Gradient domain machine learning with composite kernels: improving the accuracy of PES and force fields for large molecules

Abstract

The generalization accuracy of machine learning models of potential energy surfaces (PES) and force fields (FF) for large polyatomic molecules can be improved either by increasing the number of training points or by improving the models. In order to build accurate models based on expensive ab initio calculations, much of recent work has focused on the latter. In particular, it has been shown that gradient domain machine learning (GDML) models produce accurate results for high-dimensional molecular systems with a small number of ab initio calculations. The present work extends GDML to models with composite kernels built to maximize inference from a small number of molecular geometries.

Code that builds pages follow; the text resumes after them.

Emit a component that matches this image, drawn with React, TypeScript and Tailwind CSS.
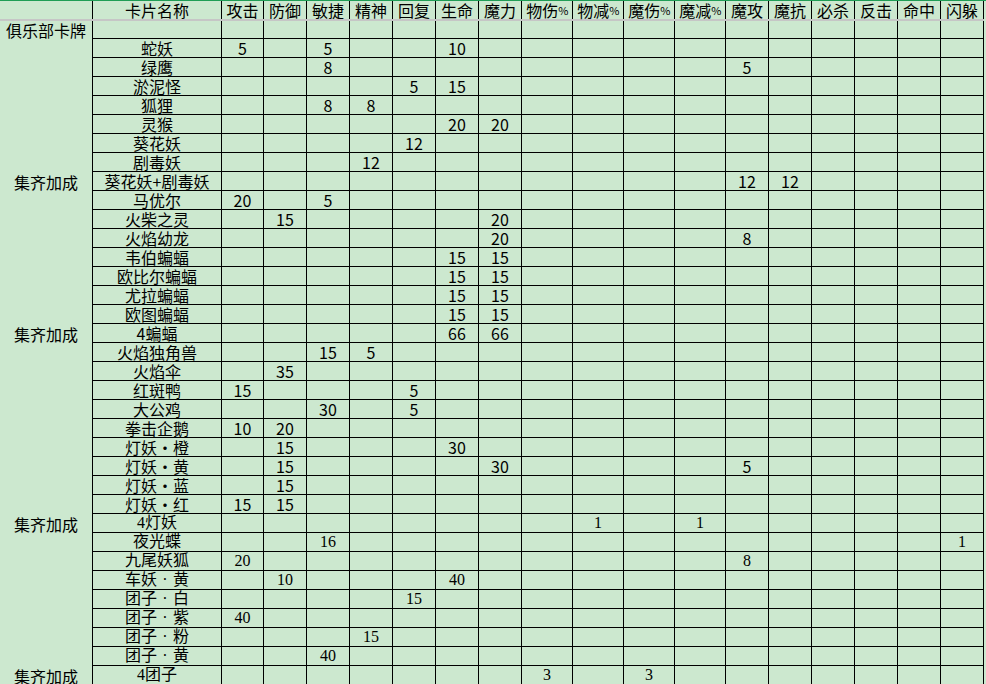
import React from 'react';

// 卡牌属性表（仿 Excel 护眼绿底表格）

type Row = {
  tag?: string;
  name: string;
  v: Record<number, string>;
};

const heads = [
  '攻击', '防御', '敏捷', '精神', '回复', '生命', '魔力',
  '物伤%', '物减%', '魔伤%', '魔减%',
  '魔攻', '魔抗', '必杀', '反击', '命中', '闪躲',
];

const rows: Row[] = [
  { name: '蛇妖', v: { 0: '5', 2: '5', 5: '10' } },
  { name: '绿鹰', v: { 2: '8', 11: '5' } },
  { name: '淤泥怪', v: { 4: '5', 5: '15' } },
  { name: '狐狸', v: { 2: '8', 3: '8' } },
  { name: '灵猴', v: { 5: '20', 6: '20' } },
  { name: '葵花妖', v: { 4: '12' } },
  { name: '剧毒妖', v: { 3: '12' } },
  { tag: '集齐加成', name: '葵花妖+剧毒妖', v: { 11: '12', 12: '12' } },
  { name: '马优尔', v: { 0: '20', 2: '5' } },
  { name: '火柴之灵', v: { 1: '15', 6: '20' } },
  { name: '火焰幼龙', v: { 6: '20', 11: '8' } },
  { name: '韦伯蝙蝠', v: { 5: '15', 6: '15' } },
  { name: '欧比尔蝙蝠', v: { 5: '15', 6: '15' } },
  { name: '尤拉蝙蝠', v: { 5: '15', 6: '15' } },
  { name: '欧图蝙蝠', v: { 5: '15', 6: '15' } },
  { tag: '集齐加成', name: '4蝙蝠', v: { 5: '66', 6: '66' } },
  { name: '火焰独角兽', v: { 2: '15', 3: '5' } },
  { name: '火焰伞', v: { 1: '35' } },
  { name: '红斑鸭', v: { 0: '15', 4: '5' } },
  { name: '大公鸡', v: { 2: '30', 4: '5' } },
  { name: '拳击企鹅', v: { 0: '10', 1: '20' } },
  { name: '灯妖·橙', v: { 1: '15', 5: '30' } },
  { name: '灯妖·黄', v: { 1: '15', 6: '30', 11: '5' } },
  { name: '灯妖·蓝', v: { 1: '15' } },
  { name: '灯妖·红', v: { 0: '15', 1: '15' } },
  { tag: '集齐加成', name: '4灯妖', v: { 8: '1', 10: '1' } },
  { name: '夜光蝶', v: { 2: '16', 16: '1' } },
  { name: '九尾妖狐', v: { 0: '20', 11: '8' } },
  { name: '车妖·黄', v: { 1: '10', 5: '40' } },
  { name: '团子·白', v: { 4: '15' } },
  { name: '团子·紫', v: { 0: '40' } },
  { name: '团子·粉', v: { 3: '15' } },
  { name: '团子·黄', v: { 2: '40' } },
  { tag: '集齐加成', name: '4团子', v: { 7: '3', 9: '3' } },
];

// 从 4灯妖 起数字用衬线字体
const SERIF_FROM = 25;

const grid =
  'grid grid-cols-[93px_129px_42px_43px_43px_43px_43px_43px_43px_51px_51px_51px_51px_43px_43px_43px_43px_43px_43px]';

const sansFont = "font-['Noto_Sans_CJK_SC',sans-serif]";
const serifFont = "font-['Liberation_Serif','Noto_Sans_CJK_SC',serif]";

function Name({ text }: { text: string }) {
  const parts = text.split('·');
  return (
    <>
      {parts.map((p, i) => (
        <React.Fragment key={i}>
          {i > 0 && <span className="inline-block w-4 text-center">·</span>}
          {p}
        </React.Fragment>
      ))}
    </>
  );
}

function Head({ text }: { text: string }) {
  if (!text.endsWith('%')) return <>{text}</>;
  return (
    <>
      {text.slice(0, -1)}
      <span className="text-[11px] tracking-[-0.5px]">%</span>
    </>
  );
}

const cell = 'flex items-center justify-center border-r border-black leading-[18px] whitespace-nowrap';

export default function App() {
  return (
    <div
      className={`w-[986px] h-[684px] overflow-hidden bg-[#cce8cf] text-black text-[16px] ${sansFont}`}
    >
      {/* 表头 */}
      <div className={`${grid} h-[19px] border-t border-[#1f9d55]`}>
        <div className={cell} />
        <div className={cell}>卡片名称</div>
        {heads.map((h) => (
          <div key={h} className={cell}>
            <Head text={h} />
          </div>
        ))}
      </div>
      <div className="h-[2px] w-[984px] bg-[#c6c6c6]" />

      {/* 俱乐部卡牌 */}
      <div className={`${grid} h-[18px]`}>
        <div className={cell}>俱乐部卡牌</div>
        <div className={`${cell} border-b`} />
        {heads.map((h) => (
          <div key={h} className={`${cell} border-b`} />
        ))}
      </div>

      {rows.map((r, ri) => (
        <div key={r.name} className={`${grid} h-[19px] ${ri >= SERIF_FROM ? serifFont : ''}`}>
          <div className={`${cell} ${sansFont}`}>{r.tag ?? ''}</div>
          <div className={`${cell} border-b`}>
            <Name text={r.name} />
          </div>
          {heads.map((h, ci) => (
            <div key={h} className={`${cell} border-b`}>
              {r.v[ci] ?? ''}
            </div>
          ))}
        </div>
      ))}
    </div>
  );
}
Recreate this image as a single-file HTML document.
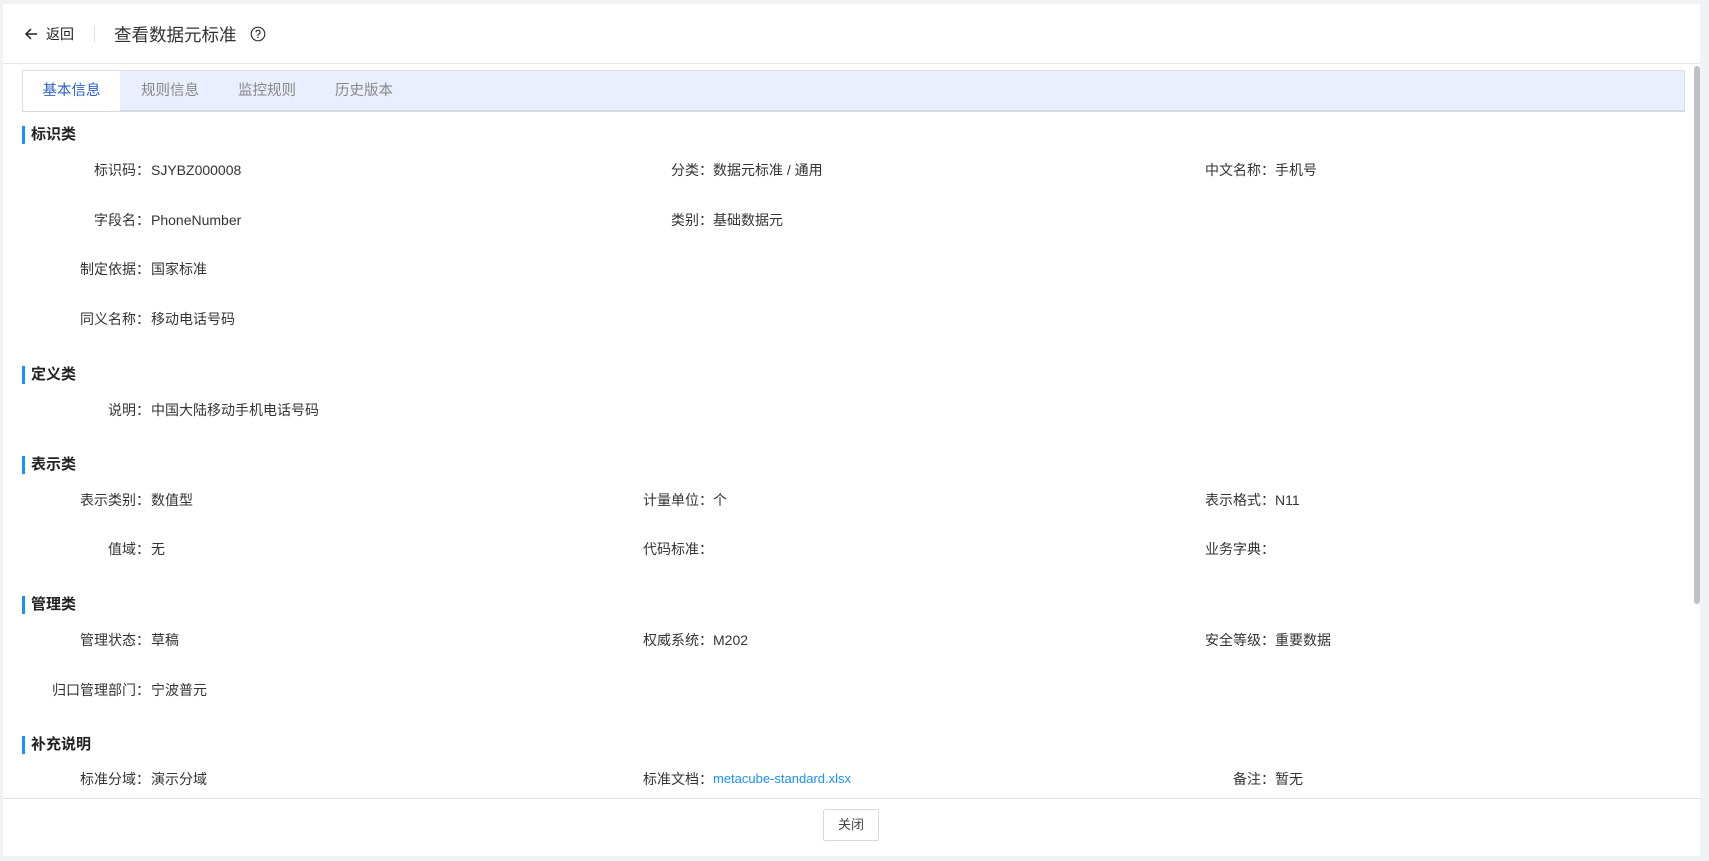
<!DOCTYPE html>
<html><head><meta charset="utf-8"><style>
*{margin:0;padding:0;box-sizing:border-box}
body{width:1709px;height:861px;background:#f0f2f5;font-family:"Liberation Sans","Noto Sans CJK SC",sans-serif;color:#333;position:relative;overflow:hidden}
.panel{position:absolute;left:3px;top:4px;width:1697px;height:852px;background:#fff}
.hdr{position:absolute;left:0;top:0;width:100%;height:60px;border-bottom:1px solid #e4e6eb}
.a{position:absolute}
.tabs{position:absolute;left:19px;top:66px;width:1663px;height:42px;background:#e9effd;border:1px solid #d9dde6;border-bottom:2px solid #d5d9e2}
.tab{position:absolute;top:0;height:40px;line-height:40px;font-size:14.5px;color:#888}
.sec{position:absolute;left:19px;font-size:15px;font-weight:bold;color:#222;border-left:3px solid #1890ff;padding-left:6px;height:18px;line-height:18px}
.lb{position:absolute;font-size:14px;text-align:right;width:140px;line-height:20px;color:#333}
.v{position:absolute;font-size:14px;line-height:20px;color:#333}
.foot{position:absolute;left:0;top:794px;width:100%;border-top:1px solid #dfe1e6}
.btn{position:absolute;left:820px;top:805px;width:56px;height:32px;border:1px solid #d9d9d9;border-radius:2px;font-size:13px;text-align:center;line-height:30px;color:#444}
.sb{position:absolute;left:1691px;top:62px;width:6px;height:538px;background:#c1c1c1;border-radius:3px}
</style></head><body>
<div class="panel">
<div class="hdr">
<svg class="a" style="left:21px;top:23px" width="14" height="14" viewBox="0 0 14 14"><path d="M13 7H2M7 2L2 7l5 5" stroke="#222" stroke-width="1.5" fill="none"/></svg>
<div class="a" style="left:43px;top:20px;font-size:14px;line-height:20px;color:#222">返回</div>
<div class="a" style="left:91px;top:22px;width:1px;height:17px;background:#e0e0e0"></div>
<div class="a" style="left:111px;top:18px;font-size:17.5px;line-height:26px;color:#333">查看数据元标准</div>
<svg class="a" style="left:247px;top:22px" width="16" height="16" viewBox="0 0 16 16"><circle cx="8" cy="8" r="6.8" stroke="#333" stroke-width="1.2" fill="none"/><path d="M6 6.3a2 2 0 1 1 2.6 1.9c-.5.2-.6.5-.6 1v.6" stroke="#333" stroke-width="1.2" fill="none"/><circle cx="8" cy="11.4" r=".8" fill="#333"/></svg>
</div>
<div class="tabs">
<div class="tab" style="left:0;width:97px;background:#fff;color:#2f5fc6;text-align:center">基本信息</div>
<div class="tab" style="left:118px">规则信息</div>
<div class="tab" style="left:215px">监控规则</div>
<div class="tab" style="left:312px">历史版本</div>
</div>
<div class="sb"></div>

<div class="sec" style="top:122px">标识类</div>
<div class="lb" style="left:7px;top:156px">标识码：</div><div class="v" style="left:148px;top:156px">SJYBZ000008</div>
<div class="lb" style="left:570px;top:156px">分类：</div><div class="v" style="left:710px;top:156px">数据元标准 / 通用</div>
<div class="lb" style="left:1132px;top:156px">中文名称：</div><div class="v" style="left:1272px;top:156px">手机号</div>
<div class="lb" style="left:7px;top:206px">字段名：</div><div class="v" style="left:148px;top:206px">PhoneNumber</div>
<div class="lb" style="left:570px;top:206px">类别：</div><div class="v" style="left:710px;top:206px">基础数据元</div>
<div class="lb" style="left:7px;top:255px">制定依据：</div><div class="v" style="left:148px;top:255px">国家标准</div>
<div class="lb" style="left:7px;top:305px">同义名称：</div><div class="v" style="left:148px;top:305px">移动电话号码</div>

<div class="sec" style="top:362px">定义类</div>
<div class="lb" style="left:7px;top:396px">说明：</div><div class="v" style="left:148px;top:396px">中国大陆移动手机电话号码</div>

<div class="sec" style="top:452px">表示类</div>
<div class="lb" style="left:7px;top:486px">表示类别：</div><div class="v" style="left:148px;top:486px">数值型</div>
<div class="lb" style="left:570px;top:486px">计量单位：</div><div class="v" style="left:710px;top:486px">个</div>
<div class="lb" style="left:1132px;top:486px">表示格式：</div><div class="v" style="left:1272px;top:486px">N11</div>
<div class="lb" style="left:7px;top:535px">值域：</div><div class="v" style="left:148px;top:535px">无</div>
<div class="lb" style="left:570px;top:535px">代码标准：</div>
<div class="lb" style="left:1132px;top:535px">业务字典：</div>

<div class="sec" style="top:592px">管理类</div>
<div class="lb" style="left:7px;top:626px">管理状态：</div><div class="v" style="left:148px;top:626px">草稿</div>
<div class="lb" style="left:570px;top:626px">权威系统：</div><div class="v" style="left:710px;top:626px">M202</div>
<div class="lb" style="left:1132px;top:626px">安全等级：</div><div class="v" style="left:1272px;top:626px">重要数据</div>
<div class="lb" style="left:7px;top:676px">归口管理部门：</div><div class="v" style="left:148px;top:676px">宁波普元</div>

<div class="sec" style="top:732px">补充说明</div>
<div class="lb" style="left:7px;top:765px">标准分域：</div><div class="v" style="left:148px;top:765px">演示分域</div>
<div class="lb" style="left:570px;top:765px">标准文档：</div><div class="v" style="left:710px;top:765px;color:#1890ff;font-size:13px">metacube-standard.xlsx</div>
<div class="lb" style="left:1132px;top:765px">备注：</div><div class="v" style="left:1272px;top:765px">暂无</div>

<div class="foot" style="height:58px;background:#fff"></div>
<div class="btn">关闭</div>
</div>
</body></html>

We illustrate that GDML models can be improved by increasing the complexity of underlying kernels through a greedy search algorithm using Bayesian information criterion as the model selection metric. We show that this requires including anisotropy into kernel functions and produces models with significantly smaller generalization errors. The results are presented for ethanol, uracil, malonaldehyde and aspirin. For aspirin, the model with composite kernels trained by forces at 1000 randomly sampled molecular geometries produces a global 57-dimensional PES with the mean absolute accuracy 0.177 kcal mol−1 (61.9 cm−1) and FFs with the mean absolute error 0.457 kcal mol−1 Å−1.